**TASK PROMPT**
Do not copy the pictures; transcribe all other material exactly.

**SOURCE EXCERPT**
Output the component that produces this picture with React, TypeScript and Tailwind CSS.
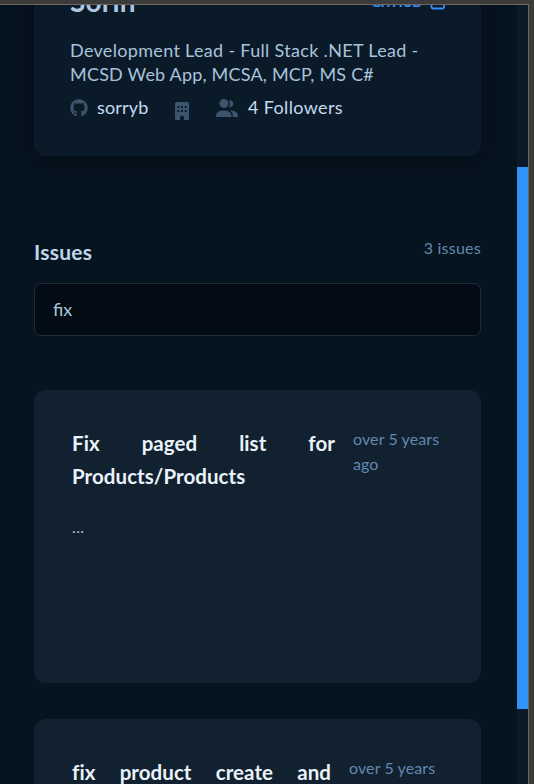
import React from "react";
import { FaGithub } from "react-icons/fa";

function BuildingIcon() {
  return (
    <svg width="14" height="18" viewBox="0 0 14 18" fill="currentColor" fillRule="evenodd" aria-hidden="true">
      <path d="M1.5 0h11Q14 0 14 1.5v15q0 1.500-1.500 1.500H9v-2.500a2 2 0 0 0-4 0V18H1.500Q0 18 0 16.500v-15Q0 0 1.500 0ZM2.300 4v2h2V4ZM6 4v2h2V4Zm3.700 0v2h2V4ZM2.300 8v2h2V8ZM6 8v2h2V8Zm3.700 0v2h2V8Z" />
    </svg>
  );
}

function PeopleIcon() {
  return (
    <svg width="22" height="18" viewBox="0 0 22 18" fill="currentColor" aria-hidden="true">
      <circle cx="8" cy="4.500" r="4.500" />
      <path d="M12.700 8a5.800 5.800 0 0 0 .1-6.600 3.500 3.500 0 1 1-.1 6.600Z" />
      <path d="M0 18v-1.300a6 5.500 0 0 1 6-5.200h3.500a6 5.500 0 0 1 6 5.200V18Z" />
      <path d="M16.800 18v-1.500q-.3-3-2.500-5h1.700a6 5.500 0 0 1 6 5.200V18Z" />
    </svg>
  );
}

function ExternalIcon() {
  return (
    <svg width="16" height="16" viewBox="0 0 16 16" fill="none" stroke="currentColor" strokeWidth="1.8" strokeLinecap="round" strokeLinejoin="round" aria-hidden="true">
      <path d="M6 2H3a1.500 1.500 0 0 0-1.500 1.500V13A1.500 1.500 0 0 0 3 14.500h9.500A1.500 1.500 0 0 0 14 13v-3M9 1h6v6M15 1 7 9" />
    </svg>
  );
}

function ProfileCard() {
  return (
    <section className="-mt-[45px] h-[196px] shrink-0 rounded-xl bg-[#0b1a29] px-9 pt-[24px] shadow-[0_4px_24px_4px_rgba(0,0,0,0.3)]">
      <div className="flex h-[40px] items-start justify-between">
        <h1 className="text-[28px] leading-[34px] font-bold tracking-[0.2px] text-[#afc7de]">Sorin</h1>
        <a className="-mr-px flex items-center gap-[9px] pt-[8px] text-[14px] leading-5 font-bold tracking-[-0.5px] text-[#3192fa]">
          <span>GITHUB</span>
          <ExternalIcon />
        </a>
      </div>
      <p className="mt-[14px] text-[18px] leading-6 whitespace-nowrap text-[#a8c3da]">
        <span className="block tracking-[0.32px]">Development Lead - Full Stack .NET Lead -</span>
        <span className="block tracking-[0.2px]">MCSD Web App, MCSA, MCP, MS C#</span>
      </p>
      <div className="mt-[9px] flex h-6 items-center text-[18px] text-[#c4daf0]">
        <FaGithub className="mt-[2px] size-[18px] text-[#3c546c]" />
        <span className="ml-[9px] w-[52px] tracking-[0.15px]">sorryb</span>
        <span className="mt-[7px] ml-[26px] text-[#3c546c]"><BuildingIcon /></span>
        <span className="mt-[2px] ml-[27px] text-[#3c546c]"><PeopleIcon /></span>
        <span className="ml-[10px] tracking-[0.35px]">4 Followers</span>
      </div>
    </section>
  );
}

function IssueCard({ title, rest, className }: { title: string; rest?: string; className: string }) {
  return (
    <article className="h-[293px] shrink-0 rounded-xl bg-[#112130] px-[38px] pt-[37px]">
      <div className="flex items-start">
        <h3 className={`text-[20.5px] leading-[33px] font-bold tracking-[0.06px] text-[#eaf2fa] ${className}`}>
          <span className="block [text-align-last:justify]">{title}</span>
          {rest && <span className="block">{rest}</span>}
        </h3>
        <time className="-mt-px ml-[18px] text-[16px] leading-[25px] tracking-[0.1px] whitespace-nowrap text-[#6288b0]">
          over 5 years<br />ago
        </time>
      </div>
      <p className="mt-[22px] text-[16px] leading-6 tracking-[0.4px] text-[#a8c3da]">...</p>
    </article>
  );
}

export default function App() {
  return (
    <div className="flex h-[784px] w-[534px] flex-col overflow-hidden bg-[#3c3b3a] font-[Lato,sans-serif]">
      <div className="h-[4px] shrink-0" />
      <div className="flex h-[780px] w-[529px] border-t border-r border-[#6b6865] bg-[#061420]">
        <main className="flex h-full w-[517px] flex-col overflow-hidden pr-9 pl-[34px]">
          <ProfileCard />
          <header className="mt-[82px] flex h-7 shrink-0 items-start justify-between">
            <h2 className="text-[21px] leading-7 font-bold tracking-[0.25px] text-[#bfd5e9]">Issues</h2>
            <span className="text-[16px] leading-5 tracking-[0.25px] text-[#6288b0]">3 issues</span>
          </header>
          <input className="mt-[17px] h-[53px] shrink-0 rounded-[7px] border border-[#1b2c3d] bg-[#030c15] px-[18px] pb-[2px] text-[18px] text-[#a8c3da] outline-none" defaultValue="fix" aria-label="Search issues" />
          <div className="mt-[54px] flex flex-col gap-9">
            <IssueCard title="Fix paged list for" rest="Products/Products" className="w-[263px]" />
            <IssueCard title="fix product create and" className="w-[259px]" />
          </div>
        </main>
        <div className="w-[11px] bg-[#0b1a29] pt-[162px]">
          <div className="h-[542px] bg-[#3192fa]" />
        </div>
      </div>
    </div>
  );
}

**CORRECT RESPONSE**
Output the component that produces this picture with React, TypeScript and Tailwind CSS.
import React from "react";
import { FaGithub } from "react-icons/fa";

function BuildingIcon() {
  return (
    <svg width="14" height="18" viewBox="0 0 14 18" fill="currentColor" fillRule="evenodd" aria-hidden="true">
      <path d="M1.5 0h11Q14 0 14 1.5v15q0 1.500-1.500 1.500H9v-2.500a2 2 0 0 0-4 0V18H1.500Q0 18 0 16.500v-15Q0 0 1.500 0ZM2.300 4v2h2V4ZM6 4v2h2V4Zm3.700 0v2h2V4ZM2.300 8v2h2V8ZM6 8v2h2V8Zm3.700 0v2h2V8Z" />
    </svg>
  );
}

function PeopleIcon() {
  return (
    <svg width="22" height="18" viewBox="0 0 22 18" fill="currentColor" aria-hidden="true">
      <circle cx="8" cy="4.500" r="4.500" />
      <path d="M12.700 8a5.800 5.800 0 0 0 .1-6.600 3.500 3.500 0 1 1-.1 6.600Z" />
      <path d="M0 18v-1.300a6 5.500 0 0 1 6-5.200h3.500a6 5.500 0 0 1 6 5.200V18Z" />
      <path d="M16.800 18v-1.500q-.3-3-2.500-5h1.700a6 5.500 0 0 1 6 5.200V18Z" />
    </svg>
  );
}

function ExternalIcon() {
  return (
    <svg width="16" height="16" viewBox="0 0 16 16" fill="none" stroke="currentColor" strokeWidth="1.8" strokeLinecap="round" strokeLinejoin="round" aria-hidden="true">
      <path d="M6 2H3a1.500 1.500 0 0 0-1.500 1.500V13A1.500 1.500 0 0 0 3 14.500h9.500A1.500 1.500 0 0 0 14 13v-3M9 1h6v6M15 1 7 9" />
    </svg>
  );
}

function ProfileCard() {
  return (
    <section className="-mt-[45px] h-[196px] shrink-0 rounded-xl bg-[#0b1a29] px-9 pt-[24px] shadow-[0_4px_24px_4px_rgba(0,0,0,0.3)]">
      <div className="flex h-[40px] items-start justify-between">
        <h1 className="text-[28px] leading-[34px] font-bold tracking-[0.2px] text-[#afc7de]">Sorin</h1>
        <a className="-mr-px flex items-center gap-[9px] pt-[8px] text-[14px] leading-5 font-bold tracking-[-0.5px] text-[#3192fa]">
          <span>GITHUB</span>
          <ExternalIcon />
        </a>
      </div>
      <p className="mt-[14px] text-[18px] leading-6 whitespace-nowrap text-[#a8c3da]">
        <span className="block tracking-[0.32px]">Development Lead - Full Stack .NET Lead -</span>
        <span className="block tracking-[0.2px]">MCSD Web App, MCSA, MCP, MS C#</span>
      </p>
      <div className="mt-[9px] flex h-6 items-center text-[18px] text-[#c4daf0]">
        <FaGithub className="mt-[2px] size-[18px] text-[#3c546c]" />
        <span className="ml-[9px] w-[52px] tracking-[0.15px]">sorryb</span>
        <span className="mt-[7px] ml-[26px] text-[#3c546c]"><BuildingIcon /></span>
        <span className="mt-[2px] ml-[27px] text-[#3c546c]"><PeopleIcon /></span>
        <span className="ml-[10px] tracking-[0.35px]">4 Followers</span>
      </div>
    </section>
  );
}

function IssueCard({ title, rest, className }: { title: string; rest?: string; className: string }) {
  return (
    <article className="h-[293px] shrink-0 rounded-xl bg-[#112130] px-[38px] pt-[37px]">
      <div className="flex items-start">
        <h3 className={`text-[20.5px] leading-[33px] font-bold tracking-[0.06px] text-[#eaf2fa] ${className}`}>
          <span className="block [text-align-last:justify]">{title}</span>
          {rest && <span className="block">{rest}</span>}
        </h3>
        <time className="-mt-px ml-[18px] text-[16px] leading-[25px] tracking-[0.1px] whitespace-nowrap text-[#6288b0]">
          over 5 years<br />ago
        </time>
      </div>
      <p className="mt-[22px] text-[16px] leading-6 tracking-[0.4px] text-[#a8c3da]">...</p>
    </article>
  );
}

export default function App() {
  return (
    <div className="flex h-[784px] w-[534px] flex-col overflow-hidden bg-[#3c3b3a] font-[Lato,sans-serif]">
      <div className="h-[4px] shrink-0" />
      <div className="flex h-[780px] w-[529px] border-t border-r border-[#6b6865] bg-[#061420]">
        <main className="flex h-full w-[517px] flex-col overflow-hidden pr-9 pl-[34px]">
          <ProfileCard />
          <header className="mt-[82px] flex h-7 shrink-0 items-start justify-between">
            <h2 className="text-[21px] leading-7 font-bold tracking-[0.25px] text-[#bfd5e9]">Issues</h2>
            <span className="text-[16px] leading-5 tracking-[0.25px] text-[#6288b0]">3 issues</span>
          </header>
          <input className="mt-[17px] h-[53px] shrink-0 rounded-[7px] border border-[#1b2c3d] bg-[#030c15] px-[18px] pb-[2px] text-[18px] text-[#a8c3da] outline-none" defaultValue="fix" aria-label="Search issues" />
          <div className="mt-[54px] flex flex-col gap-9">
            <IssueCard title="Fix paged list for" rest="Products/Products" className="w-[263px]" />
            <IssueCard title="fix product create and" className="w-[259px]" />
          </div>
        </main>
        <div className="w-[11px] bg-[#0b1a29] pt-[162px]">
          <div className="h-[542px] bg-[#3192fa]" />
        </div>
      </div>
    </div>
  );
}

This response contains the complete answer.